But I gather that the Bishop of Richborough would really like it that way. Those pesky lay people and some priests after all can be meddlesome, as he notes in his letter. Maybe the RCs can construct an Ordinariate for ex-CoE bishops only.

Posted by: Cynthia Gilliatt on Thursday, 22 July 2010 at 1:40pm BST

Thanks to all who have educated us in TEC on these things. But I'm still confused by Richborough's statement: "If the Measure [for women bishops] is passed . . . the episcopal ministry of the Bishops of Beverley, Ebbsfleet and Richborough will not exist."

What is this? Do these offices only to serve non-women supporting parishes? The statement really makes no sense to me.

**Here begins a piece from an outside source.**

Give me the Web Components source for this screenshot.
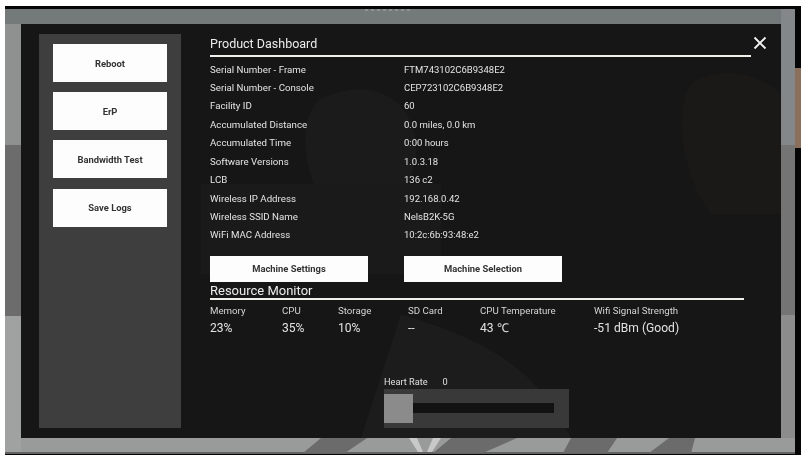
<!DOCTYPE html>
<html>
<head>
<meta charset="utf-8">
<title>Product Dashboard</title>
<style>
  html, body { margin: 0; background: #fff; }
  body { width: 808px; height: 462px; overflow: hidden; font-family: Roboto, "Liberation Sans", sans-serif; }
</style>
</head>
<body>
<x-screen>
  <x-modal>
    <x-sidebar>
      <x-button>Reboot</x-button>
      <x-button>ErP</x-button>
      <x-button>Bandwidth Test</x-button>
      <x-button>Save Logs</x-button>
    </x-sidebar>
    <x-main>
      <x-heading>Product Dashboard</x-heading>
      <x-info-list>
        <x-info-row label="Serial Number - Frame" value="FTM743102C6B9348E2"></x-info-row>
        <x-info-row label="Serial Number - Console" value="CEP723102C6B9348E2"></x-info-row>
        <x-info-row label="Facility ID" value="60"></x-info-row>
        <x-info-row label="Accumulated Distance" value="0.0 miles, 0.0 km"></x-info-row>
        <x-info-row label="Accumulated Time" value="0:00 hours"></x-info-row>
        <x-info-row label="Software Versions" value="1.0.3.18"></x-info-row>
        <x-info-row label="LCB" value="136 c2"></x-info-row>
        <x-info-row label="Wireless IP Address" value="192.168.0.42"></x-info-row>
        <x-info-row label="Wireless SSID Name" value="NelsB2K-5G"></x-info-row>
        <x-info-row label="WiFi MAC Address" value="10:2c:6b:93:48:e2"></x-info-row>
      </x-info-list>
      <x-actions>
        <x-button kind="wide">Machine Settings</x-button>
        <x-button kind="wide">Machine Selection</x-button>
      </x-actions>
      <x-heading kind="sub">Resource Monitor</x-heading>
      <x-stats>
        <x-stat label="Memory" value="23%" style="width:72px"></x-stat>
        <x-stat label="CPU" value="35%" style="width:56px"></x-stat>
        <x-stat label="Storage" value="10%" style="width:70px"></x-stat>
        <x-stat label="SD Card" value="--" style="width:72px"></x-stat>
        <x-stat label="CPU Temperature" value="43 ℃" style="width:114px"></x-stat>
        <x-stat label="Wifi Signal Strength" value="-51 dBm (Good)"></x-stat>
      </x-stats>
      <x-heart-rate value="0"></x-heart-rate>
    </x-main>
  </x-modal>
</x-screen>

<script>
  // small helper so each class just hands over its markup
  function shadow(el, html) {
    el.attachShadow({ mode: 'open' }).innerHTML = html;
  }

  class XScreen extends HTMLElement {
    constructor() {
      super();
      shadow(this, `
        <style>
          :host { display: block; width: 796px; height: 449px; margin: 6px 0 0 5px; background: #060606; position: relative; overflow: hidden; filter: blur(.5px); }
          .frame {
            box-sizing: border-box; width: 790px; height: 444px; margin-top: 3px; padding: 15px 14px 15px 16px;
            background:
              linear-gradient(#737a79 0 15px, transparent 15px),
              linear-gradient(#8f9190 0 136px, #6c6c6c 136px 307px, #a0a1a1 307px);
          }
          .photo { position: absolute; left: 0; top: 0; width: 796px; height: 449px; }
          .inner { position: relative; }
        </style>
        <div class="frame">
          <svg class="photo" viewBox="0 0 796 449">
            <rect x="776" y="3" width="14" height="136" fill="#83878a"/>
            <rect x="776" y="139" width="14" height="170" fill="#747474"/>
            <rect x="776" y="309" width="14" height="138" fill="#8c8c8c"/>
            <rect x="16" y="432" width="774" height="14" fill="#999a9a"/>
            <rect x="0" y="446" width="790" height="2" fill="#626262"/>
            <path d="M316 432h46l-22 15h-42zM446 432h66l-34 15h-50zM566 432h46l-10 15h-44zM664 432h26l-4 15h-42z" fill="#6b6b6b"/>
            <path d="M404 432l9 14h5l-6-14zM428 432l-6 14h5l9-14z" fill="#c8c8c8"/>
            <path d="M360 4h45" stroke="#8f9594" stroke-width="2" stroke-dasharray="3 3"/>
            <path d="M790 62h6v80h-6z" fill="#8a6f5c"/>
          </svg>
          <div class="inner"><slot></slot></div>
        </div>
      `);
    }
  }

  class XModal extends HTMLElement {
    constructor() {
      super();
      shadow(this, `
        <style>
          :host { display: flex; box-sizing: border-box; width: 760px; height: 414px; padding: 10px 30px 10px 18px; gap: 29px; background: #161616; position: relative; }
          .back { position: absolute; left: 0; top: 0; width: 100%; height: 100%; }
          .close { position: absolute; left: 732px; top: 12px; width: 14px; height: 14px; }
          ::slotted(*) { position: relative; }
        </style>
        <svg class="back" viewBox="0 0 760 414">
          <path d="M300 75c40-20 90-10 95 45 3 40-25 75-70 70-40-6-55-95-25-115z" fill="#1b1b1b"/>
          <path d="M180 160h240v90H180z" fill="#1a1a1a"/>
          <path d="M380 290c60 20 130 40 170 124H340z" fill="#1c1c1c"/>
          <path d="M670 60c30-20 70-10 90 10v120h-70c-25-30-40-100-20-130z" fill="#1b1918"/>
        </svg>
        <svg class="close" viewBox="0 0 14 14"><path d="M1.5 1.5l11 11M12.5 1.5l-11 11" stroke="#f4f4f4" stroke-width="1.8" fill="none"/></svg>
        <slot></slot>
      `);
    }
  }

  class XSidebar extends HTMLElement {
    constructor() {
      super();
      shadow(this, `
        <style>
          :host { display: flex; flex-direction: column; box-sizing: border-box; flex: none; width: 142px; height: 394px; padding: 10px 14px; gap: 10.2px; background: #3e3e3e; }
        </style>
        <slot></slot>
      `);
    }
  }

  class XButton extends HTMLElement {
    constructor() {
      super();
      shadow(this, `
        <style>
          :host { display: flex; align-items: center; justify-content: center; box-sizing: border-box; height: 38px; background: #fdfdfd; color: #333; font-size: 9.4px; font-weight: 700; }
          :host([kind="wide"]) { width: 158px; height: 26px; }
        </style>
        <slot></slot>
      `);
    }
  }

  class XMain extends HTMLElement {
    constructor() {
      super();
      shadow(this, `
        <style>
          :host { display: flex; flex-direction: column; flex: 1; min-width: 0; color: #e6e6e6; }
        </style>
        <slot></slot>
      `);
    }
  }

  class XHeading extends HTMLElement {
    constructor() {
      super();
      shadow(this, `
        <style>
          :host { display: block; box-sizing: border-box; height: 23px; padding-top: 1px; border-bottom: 2px solid #f0f0ea; color: #ececec; font-size: 12.5px; line-height: 18px; }
          :host([kind="sub"]) { width: 534px; height: 17px; padding-top: 0; line-height: 15px; font-size: 13px; }
        </style>
        <slot></slot>
      `);
    }
  }

  class XInfoList extends HTMLElement {
    constructor() {
      super();
      shadow(this, `
        <style>
          :host { display: block; margin-top: 3.5px; }
        </style>
        <slot></slot>
      `);
    }
  }

  class XInfoRow extends HTMLElement {
    constructor() {
      super();
      shadow(this, `
        <style>
          :host { display: grid; grid-template-columns: 194px 1fr; height: 18.45px; line-height: 18.45px; font-size: 9.7px; color: #e4e4e4; }
          span + span { font-size: 9.5px; }
        </style>
        <span>${this.getAttribute('label')}</span>
        <span>${this.getAttribute('value')}</span>
      `);
    }
  }

  class XActions extends HTMLElement {
    constructor() {
      super();
      shadow(this, `
        <style>
          :host { display: flex; gap: 36px; margin-top: 11px; margin-bottom: 1px; }
        </style>
        <slot></slot>
      `);
    }
  }

  class XStats extends HTMLElement {
    constructor() {
      super();
      shadow(this, `
        <style>
          :host { display: flex; margin-top: 4px; }
        </style>
        <slot></slot>
      `);
    }
  }

  class XStat extends HTMLElement {
    constructor() {
      super();
      shadow(this, `
        <style>
          :host { display: block; flex: none; color: #d4d4d4; }
          .label { font-size: 9.7px; line-height: 14px; }
          .value { font-size: 12.1px; line-height: 16px; margin-top: 2px; color: #e2e2e2; }
        </style>
        <div class="label">${this.getAttribute('label')}</div>
        <div class="value">${this.getAttribute('value')}</div>
      `);
    }
  }

  class XHeartRate extends HTMLElement {
    constructor() {
      super();
      shadow(this, `
        <style>
          :host { display: block; margin: auto 0 0 174px; width: 185px; font-size: 9.2px; color: #e0e0e0; }
          .title { display: flex; gap: 15px; line-height: 14px; }
          .bar { position: relative; box-sizing: border-box; height: 39px; padding: 14px 15px 15px 0; background: #393939; }
          .track { height: 10px; background: #121212; }
          .thumb { position: absolute; left: 0; top: 5px; width: 29px; height: 29px; background: #8b8b8b; }
        </style>
        <div class="title"><span>Heart Rate</span><span>${this.getAttribute('value')}</span></div>
        <div class="bar"><div class="track"></div><div class="thumb"></div></div>
      `);
    }
  }

  customElements.define('x-screen', XScreen);
  customElements.define('x-modal', XModal);
  customElements.define('x-sidebar', XSidebar);
  customElements.define('x-button', XButton);
  customElements.define('x-main', XMain);
  customElements.define('x-heading', XHeading);
  customElements.define('x-info-list', XInfoList);
  customElements.define('x-info-row', XInfoRow);
  customElements.define('x-actions', XActions);
  customElements.define('x-stats', XStats);
  customElements.define('x-stat', XStat);
  customElements.define('x-heart-rate', XHeartRate);
</script>
</body>
</html>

Also, in response to Erika, on the Anglo-Cathoic argument, isn't the issue not just the gender of the aspiring priest, but also the gender of the ordaining bishop? If one of those bishops is a woman, then she is not "truly" a bishop, as not even a priest, and so the action is invalid, i.e., not effective to secure ordination. That's how I've understood the "securing valid sacraments" argument. Not an issue of belief, but rather the claim that with women bishops, those "validly" ordained would over time reduce to a dwindling few or none, without a separate province watching over ordinations. And with no valid ordinations, of course, no valid Eucharists.

Posted by: Christopher (P.) on Thursday, 22 July 2010 at 2:59pm BST

"It was inevitable once the bishops decided to put the process in the hands of the Synod rather than controlling it themselves"

It is very clear that the Holy Spirit cannot work through a democratic process - or at least that seems to be what we are being told. *How* did the primitive church manage without bishops?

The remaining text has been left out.